途中で評価は既に入れていたが、読了させてもらったのでレビュー。
ジャンルで言えば和風宮廷ファンタジーライトノベルとなるか。
広く読書の知識がある方であれば、容易に表紙イラストが思い描けるような、そんな手堅い世界。
また日本史に触れていれば、頭の中で実像を結べるような魅力溢れるキャラクターたち。
この物語は煌びやかに彩られている。
勿論、表紙絵は寧々と万丸だ。
望むと望まぬとに関わらず、栄華に輝く貴族社会と裏腹に蠢く怪異の闇夜に直面し翻弄されながら、2人の間に咲く花を愛でるのが本筋と言えよう。
特筆すべきは、11話と最終話となる23話を挙げるべきで。
11話の描写などは、触れなば落ちんとする花弁のような繊細さと、熟した果実に食い込む指先のぬめりのような微かなエロスを醸し、その風情によって読者を楽しませてくれる。
23話に至っては、紅葉のように赤面し、竜田と称された寧々の愛くるしさ。
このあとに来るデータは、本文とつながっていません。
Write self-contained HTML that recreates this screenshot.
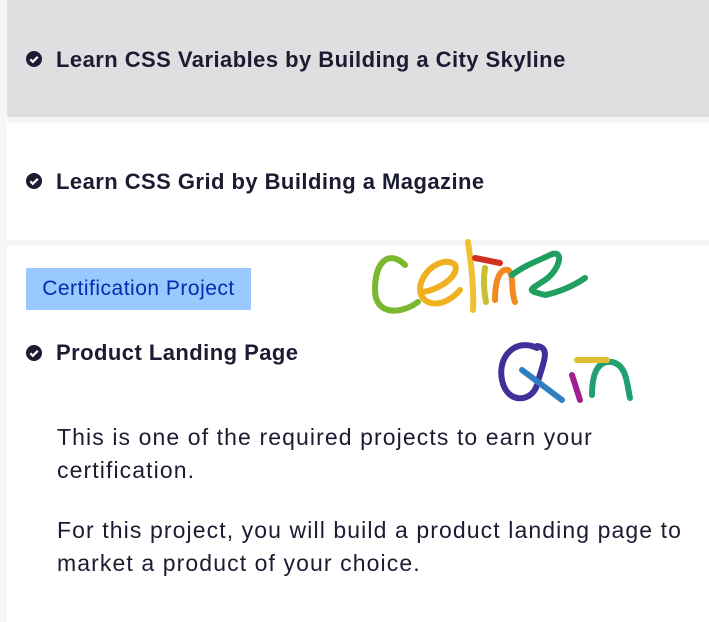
<!DOCTYPE html>
<html><head><style>
body{margin:0;width:709px;height:622px;background:#f5f6f7;overflow:hidden;font-family:"Liberation Sans",sans-serif;color:#1b1b32;position:relative}
.box{position:absolute;left:7px;right:0}
.t{position:absolute;left:56px;font-weight:bold;font-size:22px;letter-spacing:0.45px;white-space:nowrap}
.ic{position:absolute;left:26px;width:16px;height:16px}
p{position:absolute;left:57px;margin:0;font-size:23px;line-height:33px;width:640px;letter-spacing:1.1px}
</style></head><body>
<div class="box" style="top:0;height:117px;background:#dfdfe2"></div>
<div class="box" style="top:123px;height:117px;background:#fff"></div>
<div class="box" style="top:246px;height:376px;background:#fff"></div>
<svg class="ic" style="top:51px" viewBox="0 0 16 16"><circle cx="8" cy="8" r="8" fill="#1b1b32"/><path d="M4.3 8.3l2.5 2.5 5-5" stroke="#fff" stroke-width="2.2" fill="none"/></svg>
<div class="t" style="top:47px">Learn CSS Variables by Building a City Skyline</div>
<svg class="ic" style="top:173px" viewBox="0 0 16 16"><circle cx="8" cy="8" r="8" fill="#1b1b32"/><path d="M4.3 8.3l2.5 2.5 5-5" stroke="#fff" stroke-width="2.2" fill="none"/></svg>
<div class="t" style="top:169px">Learn CSS Grid by Building a Magazine</div>
<div style="position:absolute;left:26px;top:268px;width:225px;height:42px;background:#99c9ff;color:#002ead;font-size:21px;letter-spacing:0.5px;line-height:42px;text-align:center;white-space:nowrap">Certification Project</div>
<svg class="ic" style="top:345px" viewBox="0 0 16 16"><circle cx="8" cy="8" r="8" fill="#1b1b32"/><path d="M4.3 8.3l2.5 2.5 5-5" stroke="#fff" stroke-width="2.2" fill="none"/></svg>
<div class="t" style="top:340px">Product Landing Page</div>
<p style="top:421px">This is one of the required projects to earn your certification.</p>
<p style="top:514px">For this project, you will build a product landing page to market a product of your choice.</p>
<svg style="position:absolute;left:360px;top:230px" width="280" height="180" viewBox="0 0 280 180" fill="none" stroke-width="6" stroke-linecap="round">
<path d="M45 35C30 20 15 30 15 60 15 85 40 85 58 72" stroke="#7cb82f"/>
<path d="M62 62C80 60 100 45 95 35 85 25 60 40 60 60 62 78 85 78 100 60" stroke="#f0b020"/>
<path d="M108 12C112 40 114 60 113 80" stroke="#f0c030"/>
<path d="M125 38C123 50 124 62 126 72" stroke="#c8c030"/>
<path d="M115 28l25 5" stroke="#d03020"/>
<path d="M135 70C135 50 140 38 148 40 155 45 150 60 155 72" stroke="#f08a20"/>
<path d="M152 45C165 35 180 30 190 25 205 18 200 40 185 50 170 60 165 60 185 65 200 62 215 55 225 48" stroke="#20a060"/>
<g transform="translate(57,0)">
<path d="M120 118C100 108 80 125 85 150 90 175 115 172 120 155 125 135 135 118 120 116" stroke="#40309a"/>
<path d="M105 140l40 30" stroke="#3080c0"/>
<path d="M155 145l8 25" stroke="#a02090"/>
<path d="M175 165C175 145 180 130 195 132 210 135 210 155 213 168" stroke="#20a070"/>
<path d="M160 130l30 0" stroke="#e0c030"/>
</g>
</svg>
</body></html>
物語で言うなら関白の慧眼と、歴史で述べるなら在原業平の和歌にも、我が意を得たりと膝を打つほかあるまい。
本当は完結してから、と思っていたのですが、本当に好きな作品なので応援も込めまして。
絢爛豪華な妖しさとはこういうことを言うのでしょうか。
色鮮やかな色彩が目に浮かぶようです。
地の文は決して多すぎるわけではなく、むしろスパッと簡潔に表現されているところもあるのに、その背景の深さが窺えるのは作者様の造詣の深さなのでしょうね。
「守る」という意味も現時点では直接的というよりもそっと存在を守るような優しさに包まれています。
主人公二人の恋模様もとても繊細で、少しずつ通い合っていく姿にどきどきしています。どきどきしています。(大事なことなので二度)
なんというか、罪な男子ですね万丸は。
続きも本当に楽しみにしています。